§ Task details:
Images should be left out, and everything else in the listing reproduced exactly.

begin

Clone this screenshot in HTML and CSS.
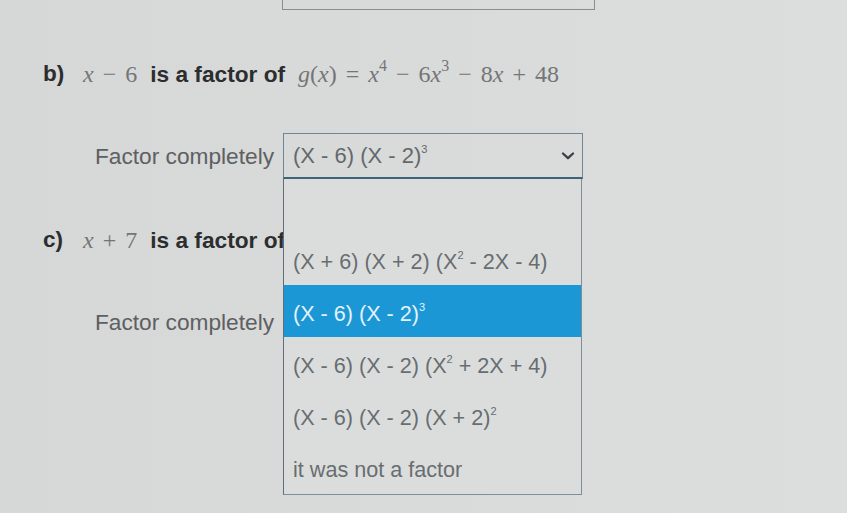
FILE: index.html
```html
<!DOCTYPE html>
<html>
<head>
<meta charset="utf-8">
<link rel="stylesheet" href="styles.css">
</head>
<body>
<div class="page">
  <div class="top-box"></div>

  <div class="qrow qrow-b">
    <span class="part">b)</span>
    <span class="math m-factor"><i>x</i><span class="op">−</span>6</span>
    <span class="bold-text">is a factor of</span>
    <span class="math m-poly"><i>g</i>(<i>x</i>)<span class="op">=</span><i>x</i><sup>4</sup><span class="op">−</span>6<i>x</i><sup>3</sup><span class="op">−</span>8<i>x</i><span class="op">+</span>48</span>
  </div>

  <div class="frow frow-1">
    <span class="label">Factor completely</span>
    <div class="select">
      <span class="select-value">(X - 6) (X - 2)<sup class="exp">3</sup></span>
      <svg class="chev" width="14" height="10" viewBox="0 0 14 10"><path d="M2 2.5 L7 7.2 L12 2.5" fill="none" stroke="#3c4246" stroke-width="2.4" stroke-linecap="round" stroke-linejoin="round"/></svg>
    </div>
  </div>

  <div class="qrow qrow-c">
    <span class="part">c)</span>
    <span class="math m-factor"><i>x</i><span class="op">+</span>7</span>
    <span class="bold-text">is a factor of</span>
  </div>

  <div class="frow frow-2">
    <span class="label">Factor completely</span>
  </div>

  <ul class="dropdown">
    <li class="opt opt-blank"></li>
    <li class="opt"><span>(X + 6) (X + 2) (X<sup class="exp">2</sup> - 2X - 4)</span></li>
    <li class="opt opt-active"><span>(X - 6) (X - 2)<sup class="exp">3</sup></span></li>
    <li class="opt"><span>(X - 6) (X - 2) (X<sup class="exp">2</sup> + 2X + 4)</span></li>
    <li class="opt"><span>(X - 6) (X - 2) (X + 2)<sup class="exp">2</sup></span></li>
    <li class="opt"><span>it was not a factor</span></li>
  </ul>
</div>
</body>
</html>
```

FILE: styles.css
```css
html, body {
  margin: 0;
  padding: 0;
}
body {
  width: 847px;
  height: 513px;
  overflow: hidden;
  background: linear-gradient(90deg, #d6d7d7 0%, #d9dada 50%, #dcdddd 100%);
  font-family: "Liberation Sans", Arial, sans-serif;
}
.page {
  position: relative;
  width: 847px;
  height: 513px;
}
.top-box {
  margin-left: 282px;
  width: 311px;
  height: 9px;
  border: 1px solid #8a8c8d;
  border-top: none;
}
.qrow {
  display: flex;
  align-items: center;
  height: 40px;
  padding-left: 43px;
  white-space: nowrap;
}
.qrow-b { margin-top: 44px; }
.qrow-c { margin-top: 41px; }
.part {
  font-weight: bold;
  font-size: 22.5px;
  color: #2b2d2e;
  width: 40px;
}
.bold-text {
  font-weight: bold;
  font-size: 22.7px;
  color: #2b2d2e;
  margin-left: 13px;
}
.math {
  font-family: "Liberation Serif", "Times New Roman", serif;
  font-size: 24px;
  color: #737577;
}
.math i { font-style: italic; }
.math sup {
  font-size: 16px;
  vertical-align: 11px;
  line-height: 0;
}
.math .op { margin: 0 9px; }
.m-poly { margin-left: 13px; }
.frow {
  display: flex;
  align-items: center;
  padding-left: 95px;
  white-space: nowrap;
}
.frow-1 { margin-top: 39px; }
.frow-2 { margin-top: 42px; height: 40px; }
.label {
  font-size: 22.7px;
  color: #5d6062;
  width: 188px;
}
.select {
  box-sizing: border-box;
  width: 300px;
  height: 46px;
  border: 1px solid #6f8794;
  border-bottom: 2px solid #3d6575;
  display: flex;
  align-items: center;
  justify-content: space-between;
  padding: 0 7px 0 9px;
}
.select-value {
  font-size: 22px;
  color: #63686b;
}
.exp {
  font-size: 11px;
  vertical-align: 10px;
  line-height: 0;
}
.chev { margin-top: 1px; }
.dropdown {
  position: absolute;
  left: 283px;
  top: 179px;
  width: 299px;
  box-sizing: border-box;
  margin: 0;
  padding: 0 0 1px 0;
  list-style: none;
  background: #dbdddd;
  border: 1px solid #7e8f99;
  border-top: none;
  border-left: 1.5px solid #5e6f79;
}
.opt {
  height: 52px;
  display: flex;
  align-items: center;
  padding-left: 9px;
  padding-top: 6px;
  box-sizing: border-box;
  font-size: 21.6px;
  color: #686d70;
  white-space: nowrap;
}
.opt-blank { height: 54px; }
.opt-active {
  background: #1c97d6;
  color: #e4f2fa;
}
```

end

§ Exercise result:
Clone this screenshot in HTML and CSS.
FILE: index.html
```html
<!DOCTYPE html>
<html>
<head>
<meta charset="utf-8">
<link rel="stylesheet" href="styles.css">
</head>
<body>
<div class="page">
  <div class="top-box"></div>

  <div class="qrow qrow-b">
    <span class="part">b)</span>
    <span class="math m-factor"><i>x</i><span class="op">−</span>6</span>
    <span class="bold-text">is a factor of</span>
    <span class="math m-poly"><i>g</i>(<i>x</i>)<span class="op">=</span><i>x</i><sup>4</sup><span class="op">−</span>6<i>x</i><sup>3</sup><span class="op">−</span>8<i>x</i><span class="op">+</span>48</span>
  </div>

  <div class="frow frow-1">
    <span class="label">Factor completely</span>
    <div class="select">
      <span class="select-value">(X - 6) (X - 2)<sup class="exp">3</sup></span>
      <svg class="chev" width="14" height="10" viewBox="0 0 14 10"><path d="M2 2.5 L7 7.2 L12 2.5" fill="none" stroke="#3c4246" stroke-width="2.4" stroke-linecap="round" stroke-linejoin="round"/></svg>
    </div>
  </div>

  <div class="qrow qrow-c">
    <span class="part">c)</span>
    <span class="math m-factor"><i>x</i><span class="op">+</span>7</span>
    <span class="bold-text">is a factor of</span>
  </div>

  <div class="frow frow-2">
    <span class="label">Factor completely</span>
  </div>

  <ul class="dropdown">
    <li class="opt opt-blank"></li>
    <li class="opt"><span>(X + 6) (X + 2) (X<sup class="exp">2</sup> - 2X - 4)</span></li>
    <li class="opt opt-active"><span>(X - 6) (X - 2)<sup class="exp">3</sup></span></li>
    <li class="opt"><span>(X - 6) (X - 2) (X<sup class="exp">2</sup> + 2X + 4)</span></li>
    <li class="opt"><span>(X - 6) (X - 2) (X + 2)<sup class="exp">2</sup></span></li>
    <li class="opt"><span>it was not a factor</span></li>
  </ul>
</div>
</body>
</html>
```

FILE: styles.css
```css
html, body {
  margin: 0;
  padding: 0;
}
body {
  width: 847px;
  height: 513px;
  overflow: hidden;
  background: linear-gradient(90deg, #d6d7d7 0%, #d9dada 50%, #dcdddd 100%);
  font-family: "Liberation Sans", Arial, sans-serif;
}
.page {
  position: relative;
  width: 847px;
  height: 513px;
}
.top-box {
  margin-left: 282px;
  width: 311px;
  height: 9px;
  border: 1px solid #8a8c8d;
  border-top: none;
}
.qrow {
  display: flex;
  align-items: center;
  height: 40px;
  padding-left: 43px;
  white-space: nowrap;
}
.qrow-b { margin-top: 44px; }
.qrow-c { margin-top: 41px; }
.part {
  font-weight: bold;
  font-size: 22.5px;
  color: #2b2d2e;
  width: 40px;
}
.bold-text {
  font-weight: bold;
  font-size: 22.7px;
  color: #2b2d2e;
  margin-left: 13px;
}
.math {
  font-family: "Liberation Serif", "Times New Roman", serif;
  font-size: 24px;
  color: #737577;
}
.math i { font-style: italic; }
.math sup {
  font-size: 16px;
  vertical-align: 11px;
  line-height: 0;
}
.math .op { margin: 0 9px; }
.m-poly { margin-left: 13px; }
.frow {
  display: flex;
  align-items: center;
  padding-left: 95px;
  white-space: nowrap;
}
.frow-1 { margin-top: 39px; }
.frow-2 { margin-top: 42px; height: 40px; }
.label {
  font-size: 22.7px;
  color: #5d6062;
  width: 188px;
}
.select {
  box-sizing: border-box;
  width: 300px;
  height: 46px;
  border: 1px solid #6f8794;
  border-bottom: 2px solid #3d6575;
  display: flex;
  align-items: center;
  justify-content: space-between;
  padding: 0 7px 0 9px;
}
.select-value {
  font-size: 22px;
  color: #63686b;
}
.exp {
  font-size: 11px;
  vertical-align: 10px;
  line-height: 0;
}
.chev { margin-top: 1px; }
.dropdown {
  position: absolute;
  left: 283px;
  top: 179px;
  width: 299px;
  box-sizing: border-box;
  margin: 0;
  padding: 0 0 1px 0;
  list-style: none;
  background: #dbdddd;
  border: 1px solid #7e8f99;
  border-top: none;
  border-left: 1.5px solid #5e6f79;
}
.opt {
  height: 52px;
  display: flex;
  align-items: center;
  padding-left: 9px;
  padding-top: 6px;
  box-sizing: border-box;
  font-size: 21.6px;
  color: #686d70;
  white-space: nowrap;
}
.opt-blank { height: 54px; }
.opt-active {
  background: #1c97d6;
  color: #e4f2fa;
}
```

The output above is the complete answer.